# start of Data shown

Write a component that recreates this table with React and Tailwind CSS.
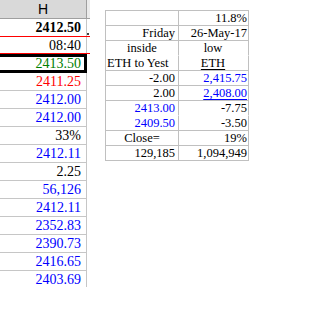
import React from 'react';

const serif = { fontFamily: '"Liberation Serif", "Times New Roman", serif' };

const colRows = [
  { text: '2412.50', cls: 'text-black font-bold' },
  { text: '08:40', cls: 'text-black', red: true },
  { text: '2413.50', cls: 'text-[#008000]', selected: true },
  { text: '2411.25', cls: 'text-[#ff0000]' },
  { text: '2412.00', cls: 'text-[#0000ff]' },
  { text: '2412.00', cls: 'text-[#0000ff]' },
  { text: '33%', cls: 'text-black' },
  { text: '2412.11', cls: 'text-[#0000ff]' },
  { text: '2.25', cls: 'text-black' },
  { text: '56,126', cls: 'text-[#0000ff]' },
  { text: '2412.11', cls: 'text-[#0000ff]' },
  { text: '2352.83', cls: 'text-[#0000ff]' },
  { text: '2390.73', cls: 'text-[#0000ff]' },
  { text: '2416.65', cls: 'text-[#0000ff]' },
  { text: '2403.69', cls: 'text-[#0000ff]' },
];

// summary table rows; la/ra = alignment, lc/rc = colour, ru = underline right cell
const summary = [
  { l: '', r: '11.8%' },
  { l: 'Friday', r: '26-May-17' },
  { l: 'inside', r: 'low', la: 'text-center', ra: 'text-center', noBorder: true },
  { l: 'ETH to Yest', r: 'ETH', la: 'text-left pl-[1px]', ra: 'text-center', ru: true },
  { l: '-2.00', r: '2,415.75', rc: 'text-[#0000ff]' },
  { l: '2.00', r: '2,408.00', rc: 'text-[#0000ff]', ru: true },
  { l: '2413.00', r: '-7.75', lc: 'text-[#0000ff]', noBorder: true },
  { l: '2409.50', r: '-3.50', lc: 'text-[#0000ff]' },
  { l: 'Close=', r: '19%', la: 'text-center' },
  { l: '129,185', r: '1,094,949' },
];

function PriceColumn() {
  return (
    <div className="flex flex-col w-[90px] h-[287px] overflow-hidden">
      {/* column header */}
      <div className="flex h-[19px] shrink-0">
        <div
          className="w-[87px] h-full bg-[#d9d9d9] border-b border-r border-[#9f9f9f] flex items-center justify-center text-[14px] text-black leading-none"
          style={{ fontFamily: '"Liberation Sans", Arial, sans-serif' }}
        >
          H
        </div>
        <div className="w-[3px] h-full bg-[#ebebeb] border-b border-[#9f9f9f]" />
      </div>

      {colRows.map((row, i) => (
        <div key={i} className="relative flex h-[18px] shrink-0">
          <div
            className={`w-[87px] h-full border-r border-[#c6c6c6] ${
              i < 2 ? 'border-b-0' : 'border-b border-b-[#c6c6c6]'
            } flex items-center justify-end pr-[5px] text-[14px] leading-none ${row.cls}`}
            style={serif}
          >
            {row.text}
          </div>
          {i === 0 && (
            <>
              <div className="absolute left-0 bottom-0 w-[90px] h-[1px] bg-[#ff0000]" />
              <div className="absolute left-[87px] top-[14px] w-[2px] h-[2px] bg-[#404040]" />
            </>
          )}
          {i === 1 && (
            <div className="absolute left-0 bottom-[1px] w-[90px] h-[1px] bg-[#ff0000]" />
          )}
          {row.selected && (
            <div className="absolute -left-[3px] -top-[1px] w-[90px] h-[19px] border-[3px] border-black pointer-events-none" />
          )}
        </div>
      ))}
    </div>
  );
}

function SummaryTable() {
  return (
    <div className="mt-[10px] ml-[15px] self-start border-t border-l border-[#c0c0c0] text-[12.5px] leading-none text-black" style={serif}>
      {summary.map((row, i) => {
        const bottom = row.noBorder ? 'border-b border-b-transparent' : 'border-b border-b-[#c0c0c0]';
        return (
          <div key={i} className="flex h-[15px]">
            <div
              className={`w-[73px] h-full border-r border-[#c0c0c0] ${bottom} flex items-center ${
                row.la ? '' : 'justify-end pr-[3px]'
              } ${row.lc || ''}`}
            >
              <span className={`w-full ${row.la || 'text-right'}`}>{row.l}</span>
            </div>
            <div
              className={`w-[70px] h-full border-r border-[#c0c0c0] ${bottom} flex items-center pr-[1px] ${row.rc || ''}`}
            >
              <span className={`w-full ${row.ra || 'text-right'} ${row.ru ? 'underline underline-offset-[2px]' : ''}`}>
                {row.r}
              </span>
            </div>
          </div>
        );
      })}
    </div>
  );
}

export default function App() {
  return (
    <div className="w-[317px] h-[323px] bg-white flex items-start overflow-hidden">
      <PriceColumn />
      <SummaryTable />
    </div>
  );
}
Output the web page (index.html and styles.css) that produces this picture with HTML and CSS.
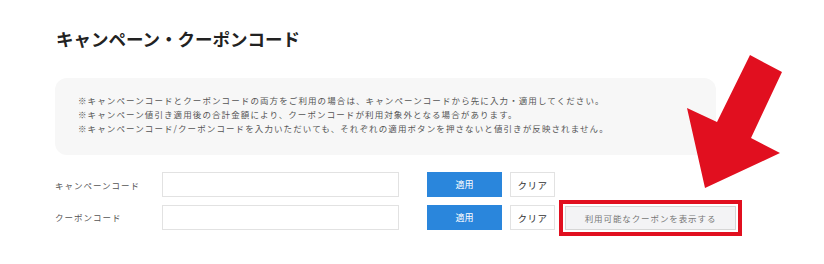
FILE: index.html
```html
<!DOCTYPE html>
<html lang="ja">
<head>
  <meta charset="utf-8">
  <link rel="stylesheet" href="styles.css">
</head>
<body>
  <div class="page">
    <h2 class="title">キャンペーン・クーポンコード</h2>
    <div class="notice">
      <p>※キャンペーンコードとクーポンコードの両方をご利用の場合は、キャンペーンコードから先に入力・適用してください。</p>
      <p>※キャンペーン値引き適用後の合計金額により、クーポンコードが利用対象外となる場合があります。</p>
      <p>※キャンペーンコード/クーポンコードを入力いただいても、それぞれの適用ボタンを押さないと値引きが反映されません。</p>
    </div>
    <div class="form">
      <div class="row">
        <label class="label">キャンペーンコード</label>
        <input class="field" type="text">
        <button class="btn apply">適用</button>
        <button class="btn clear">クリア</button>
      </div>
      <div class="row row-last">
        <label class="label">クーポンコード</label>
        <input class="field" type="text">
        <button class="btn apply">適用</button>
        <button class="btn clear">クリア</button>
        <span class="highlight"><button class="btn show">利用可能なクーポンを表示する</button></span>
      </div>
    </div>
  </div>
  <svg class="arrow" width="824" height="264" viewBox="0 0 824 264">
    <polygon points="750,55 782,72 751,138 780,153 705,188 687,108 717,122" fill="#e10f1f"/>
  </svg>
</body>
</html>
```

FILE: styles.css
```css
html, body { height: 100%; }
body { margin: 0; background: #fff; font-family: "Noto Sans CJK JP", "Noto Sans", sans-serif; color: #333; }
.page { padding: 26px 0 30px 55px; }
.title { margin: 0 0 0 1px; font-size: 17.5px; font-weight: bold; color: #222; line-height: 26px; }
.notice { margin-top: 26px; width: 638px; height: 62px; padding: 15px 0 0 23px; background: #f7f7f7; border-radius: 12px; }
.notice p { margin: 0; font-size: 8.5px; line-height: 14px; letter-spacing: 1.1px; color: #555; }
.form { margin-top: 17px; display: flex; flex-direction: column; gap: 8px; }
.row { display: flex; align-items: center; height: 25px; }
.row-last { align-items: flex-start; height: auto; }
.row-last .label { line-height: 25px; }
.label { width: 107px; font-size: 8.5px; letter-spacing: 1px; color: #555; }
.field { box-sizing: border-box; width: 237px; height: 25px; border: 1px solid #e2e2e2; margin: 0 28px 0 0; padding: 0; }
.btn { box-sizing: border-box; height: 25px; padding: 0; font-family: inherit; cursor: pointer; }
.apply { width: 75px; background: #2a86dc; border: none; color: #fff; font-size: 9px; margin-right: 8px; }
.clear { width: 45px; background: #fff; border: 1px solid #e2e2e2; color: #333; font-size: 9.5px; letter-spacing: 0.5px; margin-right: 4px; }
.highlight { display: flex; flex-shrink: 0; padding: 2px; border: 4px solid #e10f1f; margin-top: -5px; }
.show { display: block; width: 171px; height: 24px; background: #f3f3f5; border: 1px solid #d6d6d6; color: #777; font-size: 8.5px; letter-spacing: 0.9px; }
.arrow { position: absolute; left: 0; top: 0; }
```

# end of Data shown

### Problem details
Reproduce each record above by retyping it exactly; omit all images.

### Exercise output
Write a component that recreates this table with React and Tailwind CSS.
import React from 'react';

const serif = { fontFamily: '"Liberation Serif", "Times New Roman", serif' };

const colRows = [
  { text: '2412.50', cls: 'text-black font-bold' },
  { text: '08:40', cls: 'text-black', red: true },
  { text: '2413.50', cls: 'text-[#008000]', selected: true },
  { text: '2411.25', cls: 'text-[#ff0000]' },
  { text: '2412.00', cls: 'text-[#0000ff]' },
  { text: '2412.00', cls: 'text-[#0000ff]' },
  { text: '33%', cls: 'text-black' },
  { text: '2412.11', cls: 'text-[#0000ff]' },
  { text: '2.25', cls: 'text-black' },
  { text: '56,126', cls: 'text-[#0000ff]' },
  { text: '2412.11', cls: 'text-[#0000ff]' },
  { text: '2352.83', cls: 'text-[#0000ff]' },
  { text: '2390.73', cls: 'text-[#0000ff]' },
  { text: '2416.65', cls: 'text-[#0000ff]' },
  { text: '2403.69', cls: 'text-[#0000ff]' },
];

// summary table rows; la/ra = alignment, lc/rc = colour, ru = underline right cell
const summary = [
  { l: '', r: '11.8%' },
  { l: 'Friday', r: '26-May-17' },
  { l: 'inside', r: 'low', la: 'text-center', ra: 'text-center', noBorder: true },
  { l: 'ETH to Yest', r: 'ETH', la: 'text-left pl-[1px]', ra: 'text-center', ru: true },
  { l: '-2.00', r: '2,415.75', rc: 'text-[#0000ff]' },
  { l: '2.00', r: '2,408.00', rc: 'text-[#0000ff]', ru: true },
  { l: '2413.00', r: '-7.75', lc: 'text-[#0000ff]', noBorder: true },
  { l: '2409.50', r: '-3.50', lc: 'text-[#0000ff]' },
  { l: 'Close=', r: '19%', la: 'text-center' },
  { l: '129,185', r: '1,094,949' },
];

function PriceColumn() {
  return (
    <div className="flex flex-col w-[90px] h-[287px] overflow-hidden">
      {/* column header */}
      <div className="flex h-[19px] shrink-0">
        <div
          className="w-[87px] h-full bg-[#d9d9d9] border-b border-r border-[#9f9f9f] flex items-center justify-center text-[14px] text-black leading-none"
          style={{ fontFamily: '"Liberation Sans", Arial, sans-serif' }}
        >
          H
        </div>
        <div className="w-[3px] h-full bg-[#ebebeb] border-b border-[#9f9f9f]" />
      </div>

      {colRows.map((row, i) => (
        <div key={i} className="relative flex h-[18px] shrink-0">
          <div
            className={`w-[87px] h-full border-r border-[#c6c6c6] ${
              i < 2 ? 'border-b-0' : 'border-b border-b-[#c6c6c6]'
            } flex items-center justify-end pr-[5px] text-[14px] leading-none ${row.cls}`}
            style={serif}
          >
            {row.text}
          </div>
          {i === 0 && (
            <>
              <div className="absolute left-0 bottom-0 w-[90px] h-[1px] bg-[#ff0000]" />
              <div className="absolute left-[87px] top-[14px] w-[2px] h-[2px] bg-[#404040]" />
            </>
          )}
          {i === 1 && (
            <div className="absolute left-0 bottom-[1px] w-[90px] h-[1px] bg-[#ff0000]" />
          )}
          {row.selected && (
            <div className="absolute -left-[3px] -top-[1px] w-[90px] h-[19px] border-[3px] border-black pointer-events-none" />
          )}
        </div>
      ))}
    </div>
  );
}

function SummaryTable() {
  return (
    <div className="mt-[10px] ml-[15px] self-start border-t border-l border-[#c0c0c0] text-[12.5px] leading-none text-black" style={serif}>
      {summary.map((row, i) => {
        const bottom = row.noBorder ? 'border-b border-b-transparent' : 'border-b border-b-[#c0c0c0]';
        return (
          <div key={i} className="flex h-[15px]">
            <div
              className={`w-[73px] h-full border-r border-[#c0c0c0] ${bottom} flex items-center ${
                row.la ? '' : 'justify-end pr-[3px]'
              } ${row.lc || ''}`}
            >
              <span className={`w-full ${row.la || 'text-right'}`}>{row.l}</span>
            </div>
            <div
              className={`w-[70px] h-full border-r border-[#c0c0c0] ${bottom} flex items-center pr-[1px] ${row.rc || ''}`}
            >
              <span className={`w-full ${row.ra || 'text-right'} ${row.ru ? 'underline underline-offset-[2px]' : ''}`}>
                {row.r}
              </span>
            </div>
          </div>
        );
      })}
    </div>
  );
}

export default function App() {
  return (
    <div className="w-[317px] h-[323px] bg-white flex items-start overflow-hidden">
      <PriceColumn />
      <SummaryTable />
    </div>
  );
}
Output the web page (index.html and styles.css) that produces this picture with HTML and CSS.
FILE: index.html
```html
<!DOCTYPE html>
<html lang="ja">
<head>
  <meta charset="utf-8">
  <link rel="stylesheet" href="styles.css">
</head>
<body>
  <div class="page">
    <h2 class="title">キャンペーン・クーポンコード</h2>
    <div class="notice">
      <p>※キャンペーンコードとクーポンコードの両方をご利用の場合は、キャンペーンコードから先に入力・適用してください。</p>
      <p>※キャンペーン値引き適用後の合計金額により、クーポンコードが利用対象外となる場合があります。</p>
      <p>※キャンペーンコード/クーポンコードを入力いただいても、それぞれの適用ボタンを押さないと値引きが反映されません。</p>
    </div>
    <div class="form">
      <div class="row">
        <label class="label">キャンペーンコード</label>
        <input class="field" type="text">
        <button class="btn apply">適用</button>
        <button class="btn clear">クリア</button>
      </div>
      <div class="row row-last">
        <label class="label">クーポンコード</label>
        <input class="field" type="text">
        <button class="btn apply">適用</button>
        <button class="btn clear">クリア</button>
        <span class="highlight"><button class="btn show">利用可能なクーポンを表示する</button></span>
      </div>
    </div>
  </div>
  <svg class="arrow" width="824" height="264" viewBox="0 0 824 264">
    <polygon points="750,55 782,72 751,138 780,153 705,188 687,108 717,122" fill="#e10f1f"/>
  </svg>
</body>
</html>
```

FILE: styles.css
```css
html, body { height: 100%; }
body { margin: 0; background: #fff; font-family: "Noto Sans CJK JP", "Noto Sans", sans-serif; color: #333; }
.page { padding: 26px 0 30px 55px; }
.title { margin: 0 0 0 1px; font-size: 17.5px; font-weight: bold; color: #222; line-height: 26px; }
.notice { margin-top: 26px; width: 638px; height: 62px; padding: 15px 0 0 23px; background: #f7f7f7; border-radius: 12px; }
.notice p { margin: 0; font-size: 8.5px; line-height: 14px; letter-spacing: 1.1px; color: #555; }
.form { margin-top: 17px; display: flex; flex-direction: column; gap: 8px; }
.row { display: flex; align-items: center; height: 25px; }
.row-last { align-items: flex-start; height: auto; }
.row-last .label { line-height: 25px; }
.label { width: 107px; font-size: 8.5px; letter-spacing: 1px; color: #555; }
.field { box-sizing: border-box; width: 237px; height: 25px; border: 1px solid #e2e2e2; margin: 0 28px 0 0; padding: 0; }
.btn { box-sizing: border-box; height: 25px; padding: 0; font-family: inherit; cursor: pointer; }
.apply { width: 75px; background: #2a86dc; border: none; color: #fff; font-size: 9px; margin-right: 8px; }
.clear { width: 45px; background: #fff; border: 1px solid #e2e2e2; color: #333; font-size: 9.5px; letter-spacing: 0.5px; margin-right: 4px; }
.highlight { display: flex; flex-shrink: 0; padding: 2px; border: 4px solid #e10f1f; margin-top: -5px; }
.show { display: block; width: 171px; height: 24px; background: #f3f3f5; border: 1px solid #d6d6d6; color: #777; font-size: 8.5px; letter-spacing: 0.9px; }
.arrow { position: absolute; left: 0; top: 0; }
```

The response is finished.